The overall pattern should be no surprise. As one SPLC official puts it, every element is in place for a "perfect storm" of home-grown extremism. For the first time, the detested federal government is run by a black man. A struggling economy fuels discontent, with illegal immigrants accused of stealing American jobs. The military, long a breeding ground of the far right, is sending home veterans in vast numbers. Finally there is the internet, which simultaneously propagates and intensifies the feelings of true believers – and the conspiracy theories they devour.

The US has always had a taste for conspiracy theories, but rarely as now. The place is awash with them – from the "birthers" who defy incontrovertible evidence to claim that Obama was not born on US soil in Hawaii (and thus is disqualified from being President), to nativists convinced that Mexico is planning military action to seize the south-west of the US.

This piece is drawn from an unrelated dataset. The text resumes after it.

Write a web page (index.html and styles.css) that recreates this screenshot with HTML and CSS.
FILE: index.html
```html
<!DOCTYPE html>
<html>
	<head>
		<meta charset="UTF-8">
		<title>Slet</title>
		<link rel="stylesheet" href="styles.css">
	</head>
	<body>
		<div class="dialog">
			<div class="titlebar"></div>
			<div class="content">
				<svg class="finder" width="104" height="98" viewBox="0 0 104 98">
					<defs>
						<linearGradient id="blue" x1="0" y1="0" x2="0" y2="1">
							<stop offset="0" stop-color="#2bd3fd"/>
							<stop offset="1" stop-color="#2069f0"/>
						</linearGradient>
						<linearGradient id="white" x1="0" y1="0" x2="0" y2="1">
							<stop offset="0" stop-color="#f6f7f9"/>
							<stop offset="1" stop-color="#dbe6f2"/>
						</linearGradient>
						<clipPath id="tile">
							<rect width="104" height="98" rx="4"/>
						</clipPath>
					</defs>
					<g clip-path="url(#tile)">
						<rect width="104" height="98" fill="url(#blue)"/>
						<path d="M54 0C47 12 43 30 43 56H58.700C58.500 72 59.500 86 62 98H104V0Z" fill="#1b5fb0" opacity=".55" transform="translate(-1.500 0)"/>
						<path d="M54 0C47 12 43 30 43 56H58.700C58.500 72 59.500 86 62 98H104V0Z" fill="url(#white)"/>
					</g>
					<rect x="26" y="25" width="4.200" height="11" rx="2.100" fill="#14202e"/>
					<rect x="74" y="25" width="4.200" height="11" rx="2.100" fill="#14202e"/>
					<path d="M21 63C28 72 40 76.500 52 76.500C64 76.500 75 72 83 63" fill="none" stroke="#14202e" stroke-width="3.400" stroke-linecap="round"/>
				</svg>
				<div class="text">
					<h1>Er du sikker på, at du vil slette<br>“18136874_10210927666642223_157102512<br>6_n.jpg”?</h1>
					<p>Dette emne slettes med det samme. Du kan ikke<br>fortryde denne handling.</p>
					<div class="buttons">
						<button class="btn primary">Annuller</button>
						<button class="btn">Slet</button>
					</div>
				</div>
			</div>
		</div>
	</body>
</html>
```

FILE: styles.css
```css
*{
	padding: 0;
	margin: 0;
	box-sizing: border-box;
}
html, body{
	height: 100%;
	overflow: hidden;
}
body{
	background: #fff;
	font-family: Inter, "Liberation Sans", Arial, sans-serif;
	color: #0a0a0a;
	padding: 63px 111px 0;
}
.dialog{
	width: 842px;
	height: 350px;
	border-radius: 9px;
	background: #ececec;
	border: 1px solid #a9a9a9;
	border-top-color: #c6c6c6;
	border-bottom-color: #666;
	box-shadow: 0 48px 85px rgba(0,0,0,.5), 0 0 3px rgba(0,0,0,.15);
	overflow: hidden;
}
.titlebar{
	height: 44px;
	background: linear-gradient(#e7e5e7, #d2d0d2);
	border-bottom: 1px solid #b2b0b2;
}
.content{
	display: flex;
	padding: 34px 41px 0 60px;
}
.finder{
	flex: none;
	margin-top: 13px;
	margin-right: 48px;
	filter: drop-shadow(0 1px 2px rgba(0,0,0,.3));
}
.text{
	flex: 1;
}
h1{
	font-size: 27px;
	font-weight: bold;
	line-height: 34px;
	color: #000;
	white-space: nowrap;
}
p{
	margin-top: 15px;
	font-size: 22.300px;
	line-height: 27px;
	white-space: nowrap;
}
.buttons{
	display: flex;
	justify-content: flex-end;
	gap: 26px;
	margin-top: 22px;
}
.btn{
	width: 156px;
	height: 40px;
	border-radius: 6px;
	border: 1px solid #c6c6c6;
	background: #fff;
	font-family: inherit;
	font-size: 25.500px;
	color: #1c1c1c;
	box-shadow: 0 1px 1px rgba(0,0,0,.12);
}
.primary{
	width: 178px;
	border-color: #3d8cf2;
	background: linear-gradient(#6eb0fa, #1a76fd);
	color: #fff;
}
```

Conservative radio luminaries like Rush Limbaugh have long spouted such stuff. The difference now is that presenters on "mainstream" cable TV, fighting to improve their ratings, do so as well. They wouldn't be peddling this nonsense if no one was listening.

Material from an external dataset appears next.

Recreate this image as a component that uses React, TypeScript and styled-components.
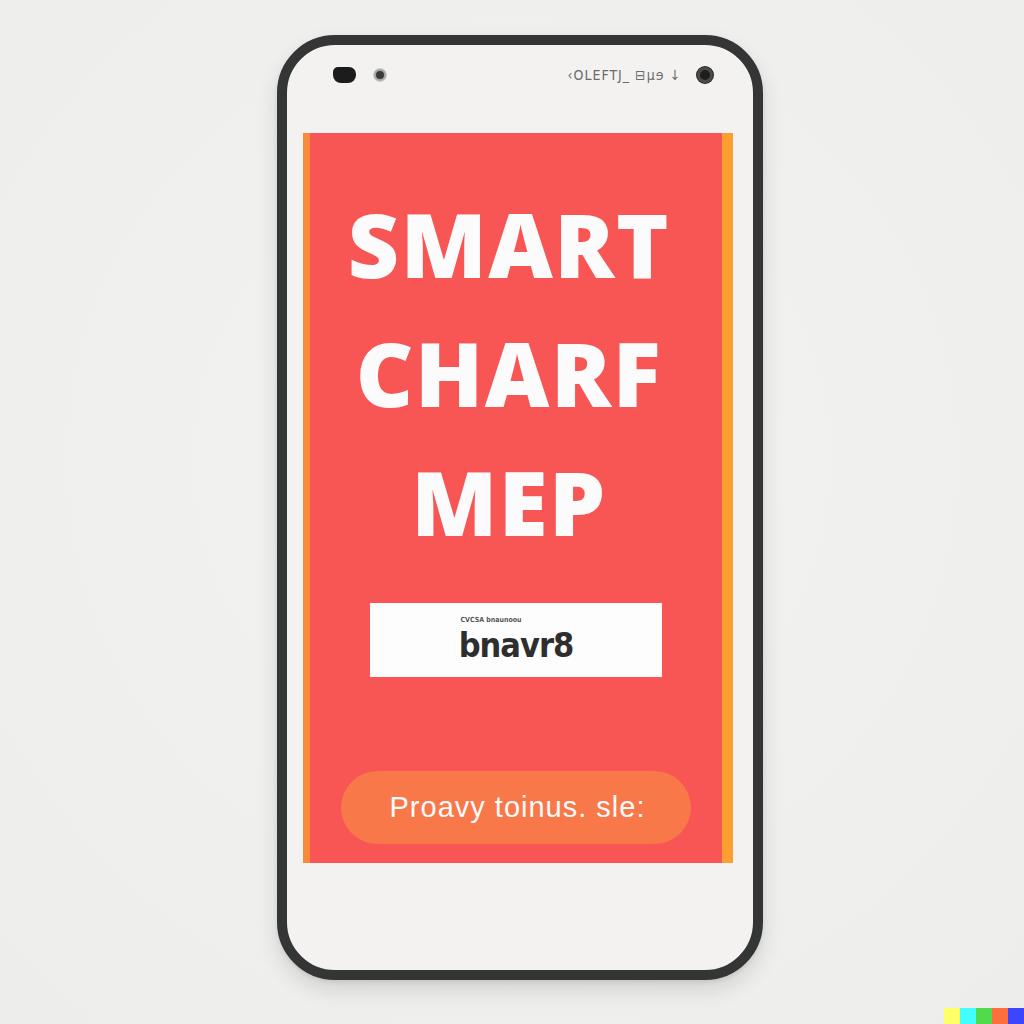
import React from 'react';
import styled, { createGlobalStyle } from 'styled-components';

const GlobalStyle = createGlobalStyle`
    html, body {
        margin: 0;
        padding: 0;
        background: #efefee;
    }
    body {
        width: 1024px;
        height: 1024px;
        overflow: hidden;
        font-family: 'Open Sans', 'Liberation Sans', sans-serif;
    }
`;

const Page = styled.div`
    position: relative;
    width: 1024px;
    height: 1024px;
    box-sizing: border-box;
    padding: 35px 0 0 277px;
    display: flex;
    align-items: flex-start;
    background: radial-gradient(circle at 50% 45%, #f3f3f2 0%, #ededec 100%);
`;

const Phone = styled.div`
    width: 486px;
    height: 945px;
    box-sizing: border-box;
    border: 10px solid #343535;
    border-radius: 58px;
    background: #f3f2f1;
    box-shadow: 0 10px 22px rgba(0, 0, 0, 0.12), 0 2px 4px rgba(0, 0, 0, 0.08);
    display: flex;
    flex-direction: column;
    overflow: hidden;
`;

const StatusRow = styled.div`
    height: 18px;
    margin: 21px 40px 0 46px;
    display: flex;
    align-items: center;
`;

const Speaker = styled.div`
    width: 23px;
    height: 16px;
    border-radius: 5px 7px 8px 8px;
    background: #1c1c1c;
`;

const Lens = styled.div<{ $size: number; $dark?: boolean }>`
    width: ${({ $size }) => $size}px;
    height: ${({ $size }) => $size}px;
    border-radius: 50%;
    box-sizing: border-box;
    border: ${({ $dark }) => ($dark ? '3px solid #4a4a4a' : '2px solid #a5a5a5')};
    background: ${({ $dark }) => ($dark ? '#1e1e1e' : '#3a3a3a')};
    box-shadow: 0 0 0 1px ${({ $dark }) => ($dark ? '#2a2a2a' : '#cfcfcf')};
`;

const Spacer = styled.div<{ $w?: number }>`
    ${({ $w }) => ($w ? `width: ${$w}px;` : 'flex: 1;')}
`;

const StatusText = styled.span`
    font-family: 'DejaVu Sans Condensed', 'DejaVu Sans', sans-serif;
    font-size: 14px;
    color: #6b6b6b;
    letter-spacing: 1px;
`;

const Screen = styled.div`
    margin: 49px 20px 0 16px;
    height: 730px;
    box-sizing: border-box;
    background: #f85555;
    border-left: 7px solid #f98a3a;
    border-right: 11px solid #fd9e30;
    display: flex;
    flex-direction: column;
    align-items: center;
`;

const Headline = styled.h1`
    margin: 46px 14px 0 0;
    font-family: 'Open Sans', 'Liberation Sans', sans-serif;
    font-weight: 800;
    font-size: 89px;
    line-height: 129px;
    letter-spacing: 1.5px;
    color: #fbfbfb;
    text-align: center;
`;

const CodeBox = styled.div`
    margin-top: 37px;
    width: 292px;
    height: 74px;
    background: #fdfdfd;
    display: flex;
    flex-direction: column;
    align-items: center;
    justify-content: center;
`;

const CodeCaption = styled.span`
    margin: 0 50px 0 0;
    font-family: 'DejaVu Sans Condensed', sans-serif;
    font-size: 7px;
    font-weight: bold;
    line-height: 9px;
    color: #555;
`;

const CodeText = styled.span`
    font-family: 'DejaVu Sans Condensed', 'DejaVu Sans', sans-serif;
    font-weight: bold;
    font-size: 34px;
    line-height: 40px;
    letter-spacing: -1px;
    color: #2e2e2e;
`;

const ActionButton = styled.button`
    margin-top: 94px;
    width: 350px;
    height: 73px;
    border: none;
    border-radius: 37px;
    background: #f9784a;
    color: #fbfbfb;
    font-family: 'Liberation Sans', Arial, sans-serif;
    font-size: 29px;
    letter-spacing: 1px;
    padding: 0 0 0 3px;
    cursor: pointer;
`;

const Swatches = styled.div`
    position: absolute;
    right: 0;
    bottom: 0;
    display: flex;
`;

const Swatch = styled.div<{ $color: string }>`
    width: 16px;
    height: 16px;
    background: ${({ $color }) => $color};
`;

const SWATCH_COLORS = ['#ffff66', '#42ffff', '#51da4c', '#ff6e3c', '#3c46ff'];

const App: React.FC = () => {
    return (
        <>
            <GlobalStyle />
            <Page>
                <Phone>
                    <StatusRow>
                        <Speaker />
                        <Spacer $w={18} />
                        <Lens $size={12} />
                        <Spacer />
                        <StatusText>‹OLEFTJ_ ⊟μɘ ↓</StatusText>
                        <Spacer $w={16} />
                        <Lens $size={16} $dark />
                    </StatusRow>
                    <Screen>
                        <Headline>
                            SMART
                            <br />
                            CHARF
                            <br />
                            MEP
                        </Headline>
                        <CodeBox>
                            <CodeCaption>CVCSA bnaunoou</CodeCaption>
                            <CodeText>bnavr8</CodeText>
                        </CodeBox>
                        <ActionButton>Proavy toinus. sle:</ActionButton>
                    </Screen>
                </Phone>
                <Swatches>
                    {SWATCH_COLORS.map((c) => (
                        <Swatch key={c} $color={c} />
                    ))}
                </Swatches>
            </Page>
        </>
    );
};

export default App;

Now it's a huge leap from public healthcare meetings and intricate discussion of a government-run option to challenge private insurers, to militiamen in remote training camps honing skills needed to survive the "New World Order" or stop the US surrendering its birthright to Canada and Mexico in a "North American Union". But common threads links them: a suspicion and fear of anything that smacks of bigger government, and a sense that the American way no longer has all the answers.

As Charles Grassley, Iowa senator, moderate Republican and epitome of Midwestern level-headedness, put it at a town hall in his home state last week: "People are scared for the country, not just about healthcare. They feel things aren't going in the right direction." He was speaking, it might be added, in Winterset – birthplace of the actor John Wayne, unscareable emblem of the American way, but now just another town in the Iowa heartland, uncertain of what the future holds.

Heathcare reform is now squarely in the sights of the "Tea Party Coalition", an anti-tax, anti- federal spending alliance that has blossomed since Obama's election, amid the proliferation of government bailouts, the ballooning of the federal deficit and the inescapable truth that taxes will have to go up to pay for it all. So might not elements even further to the right enter the fray – "sovereign citizens" who believe they are above the law, or the new "Oath Keepers" movement, of soldiers and police officers past and present, who believe their duty is to the constitution, not to elected politicians? Perhaps the healthcare rallies and the SPLC report were no coincidence, after all.